[start]

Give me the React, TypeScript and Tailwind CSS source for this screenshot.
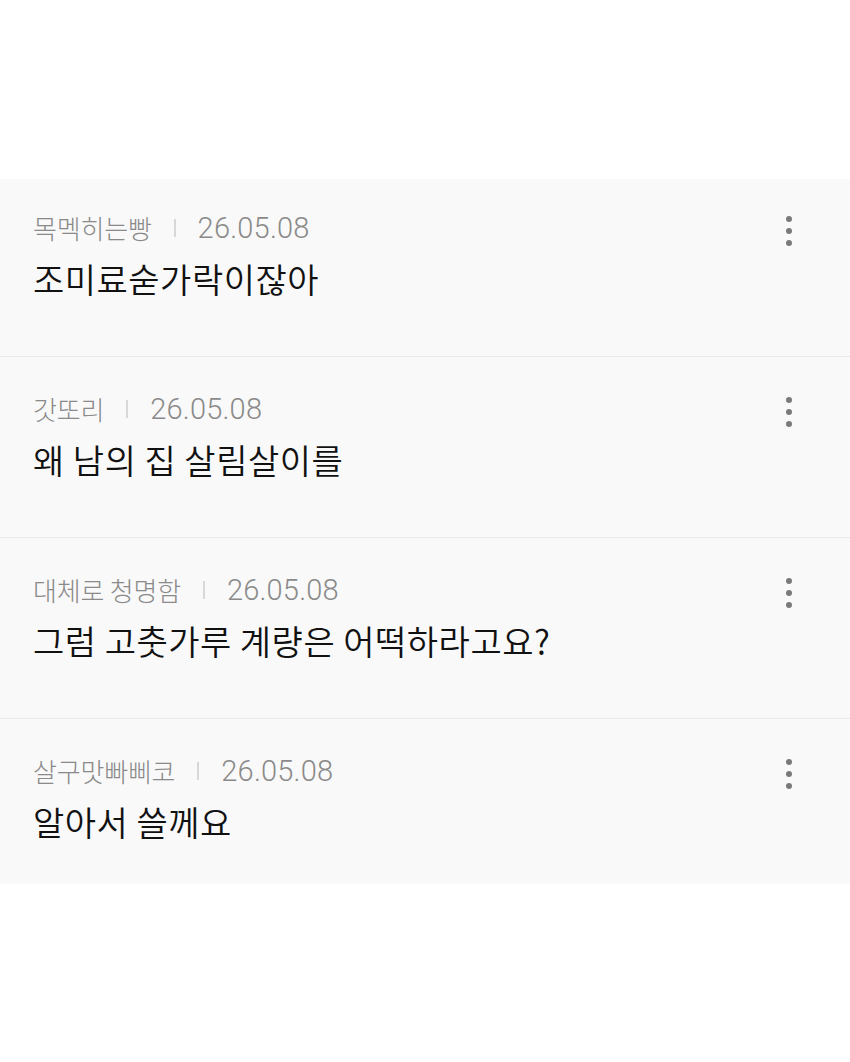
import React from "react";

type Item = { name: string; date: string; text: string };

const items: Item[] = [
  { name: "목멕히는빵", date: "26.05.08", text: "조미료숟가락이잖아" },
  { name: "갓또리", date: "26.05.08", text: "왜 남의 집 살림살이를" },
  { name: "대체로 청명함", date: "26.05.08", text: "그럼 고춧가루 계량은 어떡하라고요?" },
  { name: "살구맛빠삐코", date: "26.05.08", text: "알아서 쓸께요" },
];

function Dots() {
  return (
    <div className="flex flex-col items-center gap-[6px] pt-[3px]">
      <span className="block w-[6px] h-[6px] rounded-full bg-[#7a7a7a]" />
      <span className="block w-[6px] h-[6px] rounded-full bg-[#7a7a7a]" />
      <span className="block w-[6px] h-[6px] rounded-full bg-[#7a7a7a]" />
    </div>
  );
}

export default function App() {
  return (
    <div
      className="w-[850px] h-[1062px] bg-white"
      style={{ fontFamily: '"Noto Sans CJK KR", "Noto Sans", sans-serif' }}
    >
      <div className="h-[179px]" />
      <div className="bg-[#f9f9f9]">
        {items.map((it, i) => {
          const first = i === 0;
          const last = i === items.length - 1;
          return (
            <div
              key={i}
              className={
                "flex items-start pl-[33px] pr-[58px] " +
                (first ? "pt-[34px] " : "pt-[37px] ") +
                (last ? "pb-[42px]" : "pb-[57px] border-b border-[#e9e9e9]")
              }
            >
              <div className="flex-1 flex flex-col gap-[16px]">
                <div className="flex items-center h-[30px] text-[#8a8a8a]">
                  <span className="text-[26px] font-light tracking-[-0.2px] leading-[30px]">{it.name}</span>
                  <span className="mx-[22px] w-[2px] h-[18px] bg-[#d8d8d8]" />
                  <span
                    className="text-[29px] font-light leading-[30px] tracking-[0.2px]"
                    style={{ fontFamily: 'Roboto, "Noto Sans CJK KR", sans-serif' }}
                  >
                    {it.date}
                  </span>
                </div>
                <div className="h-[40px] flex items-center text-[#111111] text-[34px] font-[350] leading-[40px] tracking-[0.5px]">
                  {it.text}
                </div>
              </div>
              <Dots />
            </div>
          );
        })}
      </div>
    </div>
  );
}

[end]

- [EXERCISE PROMPT] Copy out all the data exactly; skip the pictures.

- [OUTPUT FOR THIS EXERCISE]
Give me the React, TypeScript and Tailwind CSS source for this screenshot.
import React from "react";

type Item = { name: string; date: string; text: string };

const items: Item[] = [
  { name: "목멕히는빵", date: "26.05.08", text: "조미료숟가락이잖아" },
  { name: "갓또리", date: "26.05.08", text: "왜 남의 집 살림살이를" },
  { name: "대체로 청명함", date: "26.05.08", text: "그럼 고춧가루 계량은 어떡하라고요?" },
  { name: "살구맛빠삐코", date: "26.05.08", text: "알아서 쓸께요" },
];

function Dots() {
  return (
    <div className="flex flex-col items-center gap-[6px] pt-[3px]">
      <span className="block w-[6px] h-[6px] rounded-full bg-[#7a7a7a]" />
      <span className="block w-[6px] h-[6px] rounded-full bg-[#7a7a7a]" />
      <span className="block w-[6px] h-[6px] rounded-full bg-[#7a7a7a]" />
    </div>
  );
}

export default function App() {
  return (
    <div
      className="w-[850px] h-[1062px] bg-white"
      style={{ fontFamily: '"Noto Sans CJK KR", "Noto Sans", sans-serif' }}
    >
      <div className="h-[179px]" />
      <div className="bg-[#f9f9f9]">
        {items.map((it, i) => {
          const first = i === 0;
          const last = i === items.length - 1;
          return (
            <div
              key={i}
              className={
                "flex items-start pl-[33px] pr-[58px] " +
                (first ? "pt-[34px] " : "pt-[37px] ") +
                (last ? "pb-[42px]" : "pb-[57px] border-b border-[#e9e9e9]")
              }
            >
              <div className="flex-1 flex flex-col gap-[16px]">
                <div className="flex items-center h-[30px] text-[#8a8a8a]">
                  <span className="text-[26px] font-light tracking-[-0.2px] leading-[30px]">{it.name}</span>
                  <span className="mx-[22px] w-[2px] h-[18px] bg-[#d8d8d8]" />
                  <span
                    className="text-[29px] font-light leading-[30px] tracking-[0.2px]"
                    style={{ fontFamily: 'Roboto, "Noto Sans CJK KR", sans-serif' }}
                  >
                    {it.date}
                  </span>
                </div>
                <div className="h-[40px] flex items-center text-[#111111] text-[34px] font-[350] leading-[40px] tracking-[0.5px]">
                  {it.text}
                </div>
              </div>
              <Dots />
            </div>
          );
        })}
      </div>
    </div>
  );
}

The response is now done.